> _Prompt_:
Write out the material exactly. Do not include the pictures.

┌─ Supplied data

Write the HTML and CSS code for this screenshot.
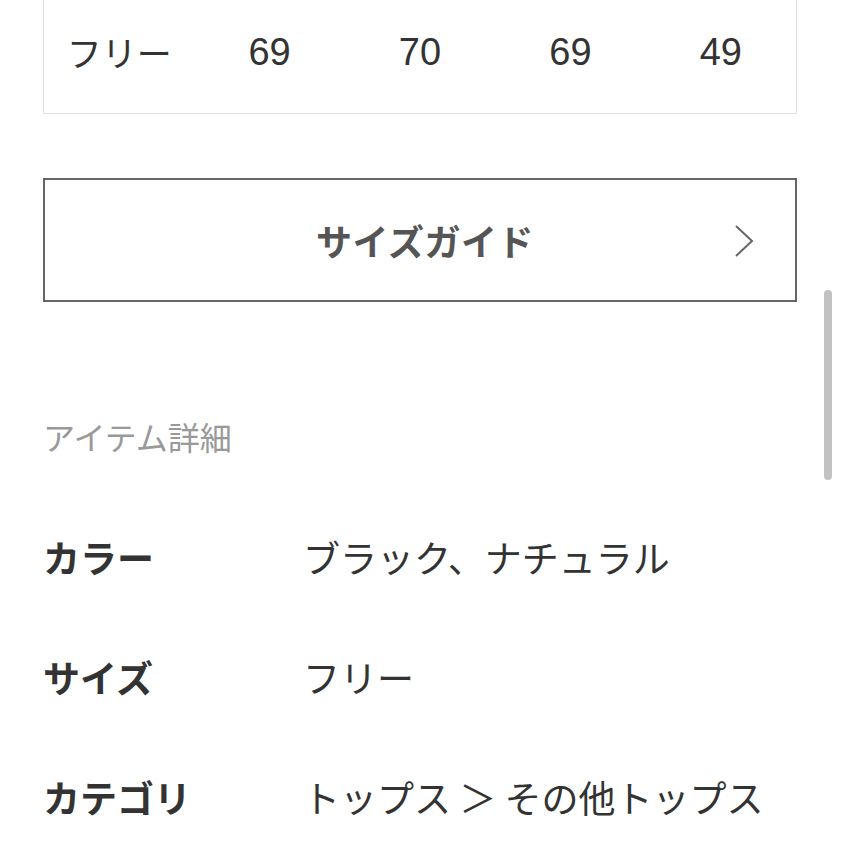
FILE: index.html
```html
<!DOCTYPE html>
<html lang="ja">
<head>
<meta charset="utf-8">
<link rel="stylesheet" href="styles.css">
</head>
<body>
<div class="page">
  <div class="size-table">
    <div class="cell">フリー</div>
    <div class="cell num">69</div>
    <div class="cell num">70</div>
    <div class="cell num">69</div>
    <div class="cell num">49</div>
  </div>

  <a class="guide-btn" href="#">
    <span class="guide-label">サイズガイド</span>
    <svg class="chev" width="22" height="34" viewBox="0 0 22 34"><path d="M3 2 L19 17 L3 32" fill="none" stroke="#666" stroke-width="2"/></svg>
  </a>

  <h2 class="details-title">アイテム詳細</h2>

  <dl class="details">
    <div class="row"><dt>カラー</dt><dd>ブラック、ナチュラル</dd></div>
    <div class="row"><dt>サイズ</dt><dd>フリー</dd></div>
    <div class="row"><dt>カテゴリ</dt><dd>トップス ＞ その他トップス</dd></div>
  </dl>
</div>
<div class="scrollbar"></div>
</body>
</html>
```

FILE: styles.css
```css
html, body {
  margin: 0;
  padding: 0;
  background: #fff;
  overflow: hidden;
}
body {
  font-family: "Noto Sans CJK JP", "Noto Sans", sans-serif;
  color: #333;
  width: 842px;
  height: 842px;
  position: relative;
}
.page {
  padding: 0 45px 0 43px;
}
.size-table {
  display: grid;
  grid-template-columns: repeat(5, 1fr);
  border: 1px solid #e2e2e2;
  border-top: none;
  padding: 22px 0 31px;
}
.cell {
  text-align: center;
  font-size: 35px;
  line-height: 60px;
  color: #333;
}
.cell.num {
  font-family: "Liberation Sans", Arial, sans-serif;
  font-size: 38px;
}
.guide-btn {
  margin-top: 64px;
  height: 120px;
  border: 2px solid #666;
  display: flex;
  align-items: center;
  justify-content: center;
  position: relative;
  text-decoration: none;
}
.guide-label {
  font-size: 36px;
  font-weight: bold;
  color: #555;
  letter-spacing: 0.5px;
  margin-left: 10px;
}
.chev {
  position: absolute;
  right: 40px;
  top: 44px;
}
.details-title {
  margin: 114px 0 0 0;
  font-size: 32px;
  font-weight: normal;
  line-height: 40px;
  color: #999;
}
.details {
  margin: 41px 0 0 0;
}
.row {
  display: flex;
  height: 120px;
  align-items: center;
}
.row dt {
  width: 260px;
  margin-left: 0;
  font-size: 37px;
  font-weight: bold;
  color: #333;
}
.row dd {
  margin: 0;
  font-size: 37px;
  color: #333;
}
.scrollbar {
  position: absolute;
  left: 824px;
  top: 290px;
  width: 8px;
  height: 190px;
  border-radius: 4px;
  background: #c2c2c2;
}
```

└─

> _Problem solution_:
Write the HTML and CSS code for this screenshot.
FILE: index.html
```html
<!DOCTYPE html>
<html lang="ja">
<head>
<meta charset="utf-8">
<link rel="stylesheet" href="styles.css">
</head>
<body>
<div class="page">
  <div class="size-table">
    <div class="cell">フリー</div>
    <div class="cell num">69</div>
    <div class="cell num">70</div>
    <div class="cell num">69</div>
    <div class="cell num">49</div>
  </div>

  <a class="guide-btn" href="#">
    <span class="guide-label">サイズガイド</span>
    <svg class="chev" width="22" height="34" viewBox="0 0 22 34"><path d="M3 2 L19 17 L3 32" fill="none" stroke="#666" stroke-width="2"/></svg>
  </a>

  <h2 class="details-title">アイテム詳細</h2>

  <dl class="details">
    <div class="row"><dt>カラー</dt><dd>ブラック、ナチュラル</dd></div>
    <div class="row"><dt>サイズ</dt><dd>フリー</dd></div>
    <div class="row"><dt>カテゴリ</dt><dd>トップス ＞ その他トップス</dd></div>
  </dl>
</div>
<div class="scrollbar"></div>
</body>
</html>
```

FILE: styles.css
```css
html, body {
  margin: 0;
  padding: 0;
  background: #fff;
  overflow: hidden;
}
body {
  font-family: "Noto Sans CJK JP", "Noto Sans", sans-serif;
  color: #333;
  width: 842px;
  height: 842px;
  position: relative;
}
.page {
  padding: 0 45px 0 43px;
}
.size-table {
  display: grid;
  grid-template-columns: repeat(5, 1fr);
  border: 1px solid #e2e2e2;
  border-top: none;
  padding: 22px 0 31px;
}
.cell {
  text-align: center;
  font-size: 35px;
  line-height: 60px;
  color: #333;
}
.cell.num {
  font-family: "Liberation Sans", Arial, sans-serif;
  font-size: 38px;
}
.guide-btn {
  margin-top: 64px;
  height: 120px;
  border: 2px solid #666;
  display: flex;
  align-items: center;
  justify-content: center;
  position: relative;
  text-decoration: none;
}
.guide-label {
  font-size: 36px;
  font-weight: bold;
  color: #555;
  letter-spacing: 0.5px;
  margin-left: 10px;
}
.chev {
  position: absolute;
  right: 40px;
  top: 44px;
}
.details-title {
  margin: 114px 0 0 0;
  font-size: 32px;
  font-weight: normal;
  line-height: 40px;
  color: #999;
}
.details {
  margin: 41px 0 0 0;
}
.row {
  display: flex;
  height: 120px;
  align-items: center;
}
.row dt {
  width: 260px;
  margin-left: 0;
  font-size: 37px;
  font-weight: bold;
  color: #333;
}
.row dd {
  margin: 0;
  font-size: 37px;
  color: #333;
}
.scrollbar {
  position: absolute;
  left: 824px;
  top: 290px;
  width: 8px;
  height: 190px;
  border-radius: 4px;
  background: #c2c2c2;
}
```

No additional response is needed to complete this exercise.